WORK TO BE COMPLETED »
Return precisely the span of lines from the top of the material below to the line containing "const [selected, setSelected]", both included. Pictures are excluded.

>> Begin SUPPLIED INFORMATION

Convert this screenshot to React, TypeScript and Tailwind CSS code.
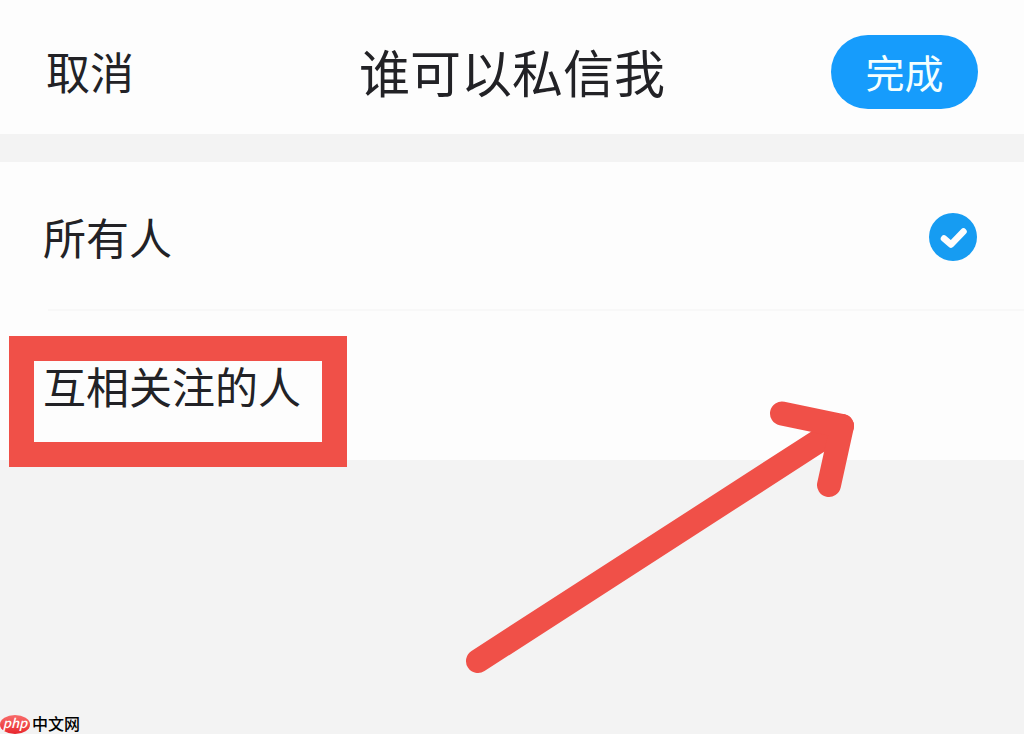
import { useState } from 'react';

interface Option {
  value: string;
  label: string;
  highlighted?: boolean;
}

const options: Option[] = [
  { value: 'everyone', label: '所有人' },
  { value: 'mutual', label: '互相关注的人', highlighted: true },
];

function CheckMark() {
  return (
    <svg
      viewBox="0 0 48 48"
      className="col-start-1 row-start-1 w-12 h-12 pointer-events-none"
      fill="none"
      stroke="#fdfdfd"
      strokeWidth="6.5"
      strokeLinecap="round"
      strokeLinejoin="round"
      aria-hidden="true"
    >
      <path d="M15 25.5l7 6L34.5 18.5" />
    </svg>
  );
}

function Arrow() {
  return (
    <svg
      viewBox="0 0 390 273"
      className="absolute left-[465px] top-[401px] w-[390px] h-[273px] pointer-events-none"
      fill="none"
      stroke="#f05048"
      strokeWidth="24"
      strokeLinecap="round"
      strokeLinejoin="round"
      aria-hidden="true"
    >
      <path d="M13 260L377 25" />
      <path d="M317 12.5L377 25L364 84" />
    </svg>
  );
}

export default function App() {
  const [selected, setSelected] = useState('everyone');

  return (
    <div className="relative min-h-screen flex flex-col bg-[#f3f3f3] text-[#222226] font-['Noto_Sans_CJK_SC','Liberation_Sans',sans-serif]">
      {/* Header */}
      <header className="grid grid-cols-[1fr_auto_1fr] items-center pt-2.5 px-[46px] h-[134px] bg-[#fdfdfd]">
        <button type="button" className="justify-self-start pb-0.5 text-[44px] leading-[64px]">
          取消
        </button>
        <h1 className="pb-0.5 text-[51px] leading-[64px]">谁可以私信我</h1>
        <button
          type="button"
          className="justify-self-end w-[147px] h-[74px] pb-0.5 rounded-full bg-[#169cfc] text-[39px] leading-[64px] text-[#f4fffe]"
        >
          完成
        </button>
      </header>

      {/* Options */}
      <fieldset className="mt-7 bg-[#fdfdfd]" aria-label="谁可以私信我">
        {options.map((option) => (
          <label
            key={option.value}
            className="group relative flex items-center justify-between h-[149px] pl-[43px] pr-[47px] cursor-pointer"
          >
            <span className="pb-0.5 text-[43px] leading-[64px]">{option.label}</span>
            <span className="grid place-items-center">
              <input
                type="radio"
                name="message-permission"
                value={option.value}
                checked={selected === option.value}
                onChange={() => setSelected(option.value)}
                className="col-start-1 row-start-1 appearance-none w-12 h-12 rounded-full checked:bg-[#169cf2]"
              />
              {selected === option.value && <CheckMark />}
            </span>
            <span className="absolute left-12 right-0 bottom-0 h-0.5 bg-[#f8f8f8] group-last:hidden" />
            {option.highlighted && (
              <span className="absolute left-[9px] top-[25px] w-[338px] h-[131px] border-25 border-[#f05048] pointer-events-none" />
            )}
          </label>
        ))}
      </fieldset>

      <Arrow />

      {/* Site mark */}
      <footer className="mt-auto flex items-center gap-0.5 h-5">
        <span className="flex items-center justify-center w-[30px] h-[19px] rounded-[50%] bg-linear-to-b from-[#f86a6a] to-[#e8222c] text-white text-[13px] leading-4 italic font-medium pb-0.5">
          php
        </span>
        <span className="pb-0.5 text-[16px] leading-5 font-medium text-black">中文网</span>
      </footer>
    </div>
  );
}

>> End SUPPLIED INFORMATION

TASK RESPONSE »
Convert this screenshot to React, TypeScript and Tailwind CSS code.
import { useState } from 'react';

interface Option {
  value: string;
  label: string;
  highlighted?: boolean;
}

const options: Option[] = [
  { value: 'everyone', label: '所有人' },
  { value: 'mutual', label: '互相关注的人', highlighted: true },
];

function CheckMark() {
  return (
    <svg
      viewBox="0 0 48 48"
      className="col-start-1 row-start-1 w-12 h-12 pointer-events-none"
      fill="none"
      stroke="#fdfdfd"
      strokeWidth="6.5"
      strokeLinecap="round"
      strokeLinejoin="round"
      aria-hidden="true"
    >
      <path d="M15 25.5l7 6L34.5 18.5" />
    </svg>
  );
}

function Arrow() {
  return (
    <svg
      viewBox="0 0 390 273"
      className="absolute left-[465px] top-[401px] w-[390px] h-[273px] pointer-events-none"
      fill="none"
      stroke="#f05048"
      strokeWidth="24"
      strokeLinecap="round"
      strokeLinejoin="round"
      aria-hidden="true"
    >
      <path d="M13 260L377 25" />
      <path d="M317 12.5L377 25L364 84" />
    </svg>
  );
}

export default function App() {
  const [selected, setSelected] = useState('everyone');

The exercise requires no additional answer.